» SOURCE DATA:
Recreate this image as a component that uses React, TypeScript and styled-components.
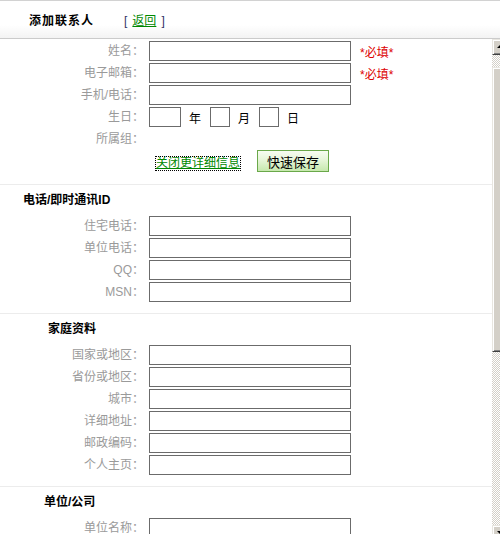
import * as React from 'react';
import styled, { createGlobalStyle, css } from 'styled-components';

const GlobalStyle = createGlobalStyle`
  html, body {
    margin: 0;
    padding: 0;
    background: #fff;
    overflow: hidden;
  }
  body {
    font-family: "Liberation Sans", "Noto Sans CJK SC", sans-serif;
    font-size: 12px;
    color: #000;
  }
`;

const Page = styled.div`
  width: 500px;
  height: 534px;
  display: flex;
  flex-direction: column;
  overflow: hidden;
`;

const Header = styled.div`
  flex-shrink: 0;
  height: 37px;
  display: flex;
  align-items: center;
  padding-left: 29px;
  border-top: 1px solid #d2d2d2;
  border-bottom: 1px solid #cbcbcb;
  background: linear-gradient(to bottom, #fff 65%, #f3f3f3);
`;

const Title = styled.span`
  font-weight: bold;
  letter-spacing: 1px;
`;

const Back = styled.span`
  margin-left: 30px;
  color: #336;
  a {
    margin: 0 5px;
    color: #008800;
    text-decoration: underline;
  }
`;

const Body = styled.div`
  flex: 1;
  display: flex;
  min-height: 0;
`;

const Content = styled.div`
  width: 492px;
  overflow: hidden;
`;

const Section = styled.div<{ $first?: boolean; $bottom: number }>`
  padding-bottom: ${p => p.$bottom}px;
  ${p => p.$first
    ? css`padding-top: 2px;`
    : css`border-top: 1px solid #ececec;`}
`;

const Heading = styled.div<{ $indent: number }>`
  height: 30px;
  line-height: 30px;
  margin-bottom: 1px;
  padding-left: ${p => p.$indent}px;
  font-weight: bold;
`;

const Form = styled.div`
  display: grid;
  grid-template-columns: 144px 202px auto;
  grid-auto-rows: 20px;
  column-gap: 5px;
  row-gap: 2px;
  align-items: center;
`;

const Label = styled.div`
  grid-column: 1;
  line-height: 14px;
  text-align: right;
  color: #9a9a9a;
  white-space: nowrap;
`;

const Field = styled.input<{ $w?: number }>`
  box-sizing: border-box;
  width: ${p => p.$w ?? 202}px;
  height: 20px;
  margin: 0;
  padding: 0 2px;
  border: 1px solid #6b6b6b;
  background: #fff;
  font: inherit;
`;

const Required = styled.span`
  margin-left: 4px;
  color: #dd0000;
  white-space: nowrap;
`;

const DateRow = styled.div`
  grid-column: 2 / span 2;
  display: flex;
  align-items: center;
  gap: 8px;
`;

const Unit = styled.span`
  margin-right: 1px;
`;

const Actions = styled.div`
  margin-top: 1px;
  padding-left: 156px;
  display: flex;
  align-items: center;
`;

const MoreLink = styled.a`
  margin-top: 4px;
  color: #008800;
  text-decoration: underline;
  outline: 1px dotted #000;
  line-height: 13px;
  cursor: pointer;
`;

const SaveButton = styled.button`
  box-sizing: border-box;
  margin-left: 17px;
  width: 72px;
  height: 22px;
  padding: 0;
  border: 1px solid #6aa84a;
  background: linear-gradient(to bottom, #f7fcf2 0%, #e6f5d8 45%, #c6e8ad 100%);
  font: inherit;
  font-size: 13px;
  color: #000;
`;

// classic windows-style scrollbar on the right edge
const Scrollbar = styled.div`
  width: 8px;
  overflow: hidden;
  display: flex;
  flex-direction: column;
`;

const bevel = css`
  box-sizing: border-box;
  width: 16px;
  flex-shrink: 0;
  background: #d4d0c8;
  border-top: 1px solid #e8e6e0;
  border-left: 1px solid #e8e6e0;
  border-right: 1px solid #404040;
  border-bottom: 1px solid #404040;
  box-shadow: inset 1px 1px #fff, inset -1px -1px #808080;
`;

const ArrowButton = styled.div<{ $down?: boolean }>`
  ${bevel}
  height: 16px;
  position: relative;
  &:after {
    content: '';
    position: absolute;
    left: 4px;
    top: ${p => (p.$down ? 5 : 4)}px;
    border-left: 4px solid transparent;
    border-right: 4px solid transparent;
    ${p => p.$down
      ? css`border-top: 4px solid #000;`
      : css`border-bottom: 4px solid #000;`}
  }
`;

const Track = styled.div<{ $h: number }>`
  width: 16px;
  height: ${p => p.$h}px;
  flex-shrink: 0;
  background: repeating-conic-gradient(#d4d0c8 0 25%, #fff 0 50%) 0 0 / 2px 2px;
`;

const Thumb = styled.div<{ $h: number }>`
  ${bevel}
  height: ${p => p.$h}px;
`;

type Row = { label: string; required?: boolean };

const basic: Row[] = [
  { label: '姓名：', required: true },
  { label: '电子邮箱：', required: true },
  { label: '手机/电话：' },
];

const phones: Row[] = [
  { label: '住宅电话：' },
  { label: '单位电话：' },
  { label: 'QQ：' },
  { label: 'MSN：' },
];

const home: Row[] = [
  { label: '国家或地区：' },
  { label: '省份或地区：' },
  { label: '城市：' },
  { label: '详细地址：' },
  { label: '邮政编码：' },
  { label: '个人主页：' },
];

const company: Row[] = [{ label: '单位名称：' }];

const Rows = ({ rows }: { rows: Row[] }) => (
  <>
    {rows.map(r => (
      <React.Fragment key={r.label}>
        <Label>{r.label}</Label>
        <Field type="text" />
        {r.required ? <Required>*必填*</Required> : <span />}
      </React.Fragment>
    ))}
  </>
);

export default function App() {
  return (
    <Page>
      <GlobalStyle />
      <Header>
        <Title>添加联系人</Title>
        <Back>
          [<a href="#">返回</a>]
        </Back>
      </Header>
      <Body>
        <Content>
          <Section $first $bottom={12}>
            <Form>
              <Rows rows={basic} />
              <Label>生日：</Label>
              <DateRow>
                <Field $w={32} />
                <Unit>年</Unit>
                <Field $w={20} />
                <Unit>月</Unit>
                <Field $w={20} />
                <Unit>日</Unit>
              </DateRow>
              <Label>所属组：</Label>
            </Form>
            <Actions>
              <MoreLink>关闭更详细信息</MoreLink>
              <SaveButton>快速保存</SaveButton>
            </Actions>
          </Section>
          <Section $bottom={11}>
            <Heading $indent={23}>电话/即时通讯ID</Heading>
            <Form>
              <Rows rows={phones} />
            </Form>
          </Section>
          <Section $bottom={11}>
            <Heading $indent={48}>家庭资料</Heading>
            <Form>
              <Rows rows={home} />
            </Form>
          </Section>
          <Section $bottom={11}>
            <Heading $indent={44}>单位/公司</Heading>
            <Form>
              <Rows rows={company} />
            </Form>
          </Section>
        </Content>
        <Scrollbar>
          <ArrowButton />
          <Track $h={12} />
          <Thumb $h={285} />
          <Track $h={173} />
          <ArrowButton $down />
        </Scrollbar>
      </Body>
    </Page>
  );
}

» PROBLEM STATEMENT: Leave out the pictures and output the rest of the material exactly as written.

» RESPONSE TO THIS EXERCISE:
Recreate this image as a component that uses React, TypeScript and styled-components.
import * as React from 'react';
import styled, { createGlobalStyle, css } from 'styled-components';

const GlobalStyle = createGlobalStyle`
  html, body {
    margin: 0;
    padding: 0;
    background: #fff;
    overflow: hidden;
  }
  body {
    font-family: "Liberation Sans", "Noto Sans CJK SC", sans-serif;
    font-size: 12px;
    color: #000;
  }
`;

const Page = styled.div`
  width: 500px;
  height: 534px;
  display: flex;
  flex-direction: column;
  overflow: hidden;
`;

const Header = styled.div`
  flex-shrink: 0;
  height: 37px;
  display: flex;
  align-items: center;
  padding-left: 29px;
  border-top: 1px solid #d2d2d2;
  border-bottom: 1px solid #cbcbcb;
  background: linear-gradient(to bottom, #fff 65%, #f3f3f3);
`;

const Title = styled.span`
  font-weight: bold;
  letter-spacing: 1px;
`;

const Back = styled.span`
  margin-left: 30px;
  color: #336;
  a {
    margin: 0 5px;
    color: #008800;
    text-decoration: underline;
  }
`;

const Body = styled.div`
  flex: 1;
  display: flex;
  min-height: 0;
`;

const Content = styled.div`
  width: 492px;
  overflow: hidden;
`;

const Section = styled.div<{ $first?: boolean; $bottom: number }>`
  padding-bottom: ${p => p.$bottom}px;
  ${p => p.$first
    ? css`padding-top: 2px;`
    : css`border-top: 1px solid #ececec;`}
`;

const Heading = styled.div<{ $indent: number }>`
  height: 30px;
  line-height: 30px;
  margin-bottom: 1px;
  padding-left: ${p => p.$indent}px;
  font-weight: bold;
`;

const Form = styled.div`
  display: grid;
  grid-template-columns: 144px 202px auto;
  grid-auto-rows: 20px;
  column-gap: 5px;
  row-gap: 2px;
  align-items: center;
`;

const Label = styled.div`
  grid-column: 1;
  line-height: 14px;
  text-align: right;
  color: #9a9a9a;
  white-space: nowrap;
`;

const Field = styled.input<{ $w?: number }>`
  box-sizing: border-box;
  width: ${p => p.$w ?? 202}px;
  height: 20px;
  margin: 0;
  padding: 0 2px;
  border: 1px solid #6b6b6b;
  background: #fff;
  font: inherit;
`;

const Required = styled.span`
  margin-left: 4px;
  color: #dd0000;
  white-space: nowrap;
`;

const DateRow = styled.div`
  grid-column: 2 / span 2;
  display: flex;
  align-items: center;
  gap: 8px;
`;

const Unit = styled.span`
  margin-right: 1px;
`;

const Actions = styled.div`
  margin-top: 1px;
  padding-left: 156px;
  display: flex;
  align-items: center;
`;

const MoreLink = styled.a`
  margin-top: 4px;
  color: #008800;
  text-decoration: underline;
  outline: 1px dotted #000;
  line-height: 13px;
  cursor: pointer;
`;

const SaveButton = styled.button`
  box-sizing: border-box;
  margin-left: 17px;
  width: 72px;
  height: 22px;
  padding: 0;
  border: 1px solid #6aa84a;
  background: linear-gradient(to bottom, #f7fcf2 0%, #e6f5d8 45%, #c6e8ad 100%);
  font: inherit;
  font-size: 13px;
  color: #000;
`;

// classic windows-style scrollbar on the right edge
const Scrollbar = styled.div`
  width: 8px;
  overflow: hidden;
  display: flex;
  flex-direction: column;
`;

const bevel = css`
  box-sizing: border-box;
  width: 16px;
  flex-shrink: 0;
  background: #d4d0c8;
  border-top: 1px solid #e8e6e0;
  border-left: 1px solid #e8e6e0;
  border-right: 1px solid #404040;
  border-bottom: 1px solid #404040;
  box-shadow: inset 1px 1px #fff, inset -1px -1px #808080;
`;

const ArrowButton = styled.div<{ $down?: boolean }>`
  ${bevel}
  height: 16px;
  position: relative;
  &:after {
    content: '';
    position: absolute;
    left: 4px;
    top: ${p => (p.$down ? 5 : 4)}px;
    border-left: 4px solid transparent;
    border-right: 4px solid transparent;
    ${p => p.$down
      ? css`border-top: 4px solid #000;`
      : css`border-bottom: 4px solid #000;`}
  }
`;

const Track = styled.div<{ $h: number }>`
  width: 16px;
  height: ${p => p.$h}px;
  flex-shrink: 0;
  background: repeating-conic-gradient(#d4d0c8 0 25%, #fff 0 50%) 0 0 / 2px 2px;
`;

const Thumb = styled.div<{ $h: number }>`
  ${bevel}
  height: ${p => p.$h}px;
`;

type Row = { label: string; required?: boolean };

const basic: Row[] = [
  { label: '姓名：', required: true },
  { label: '电子邮箱：', required: true },
  { label: '手机/电话：' },
];

const phones: Row[] = [
  { label: '住宅电话：' },
  { label: '单位电话：' },
  { label: 'QQ：' },
  { label: 'MSN：' },
];

const home: Row[] = [
  { label: '国家或地区：' },
  { label: '省份或地区：' },
  { label: '城市：' },
  { label: '详细地址：' },
  { label: '邮政编码：' },
  { label: '个人主页：' },
];

const company: Row[] = [{ label: '单位名称：' }];

const Rows = ({ rows }: { rows: Row[] }) => (
  <>
    {rows.map(r => (
      <React.Fragment key={r.label}>
        <Label>{r.label}</Label>
        <Field type="text" />
        {r.required ? <Required>*必填*</Required> : <span />}
      </React.Fragment>
    ))}
  </>
);

export default function App() {
  return (
    <Page>
      <GlobalStyle />
      <Header>
        <Title>添加联系人</Title>
        <Back>
          [<a href="#">返回</a>]
        </Back>
      </Header>
      <Body>
        <Content>
          <Section $first $bottom={12}>
            <Form>
              <Rows rows={basic} />
              <Label>生日：</Label>
              <DateRow>
                <Field $w={32} />
                <Unit>年</Unit>
                <Field $w={20} />
                <Unit>月</Unit>
                <Field $w={20} />
                <Unit>日</Unit>
              </DateRow>
              <Label>所属组：</Label>
            </Form>
            <Actions>
              <MoreLink>关闭更详细信息</MoreLink>
              <SaveButton>快速保存</SaveButton>
            </Actions>
          </Section>
          <Section $bottom={11}>
            <Heading $indent={23}>电话/即时通讯ID</Heading>
            <Form>
              <Rows rows={phones} />
            </Form>
          </Section>
          <Section $bottom={11}>
            <Heading $indent={48}>家庭资料</Heading>
            <Form>
              <Rows rows={home} />
            </Form>
          </Section>
          <Section $bottom={11}>
            <Heading $indent={44}>单位/公司</Heading>
            <Form>
              <Rows rows={company} />
            </Form>
          </Section>
        </Content>
        <Scrollbar>
          <ArrowButton />
          <Track $h={12} />
          <Thumb $h={285} />
          <Track $h={173} />
          <ArrowButton $down />
        </Scrollbar>
      </Body>
    </Page>
  );
}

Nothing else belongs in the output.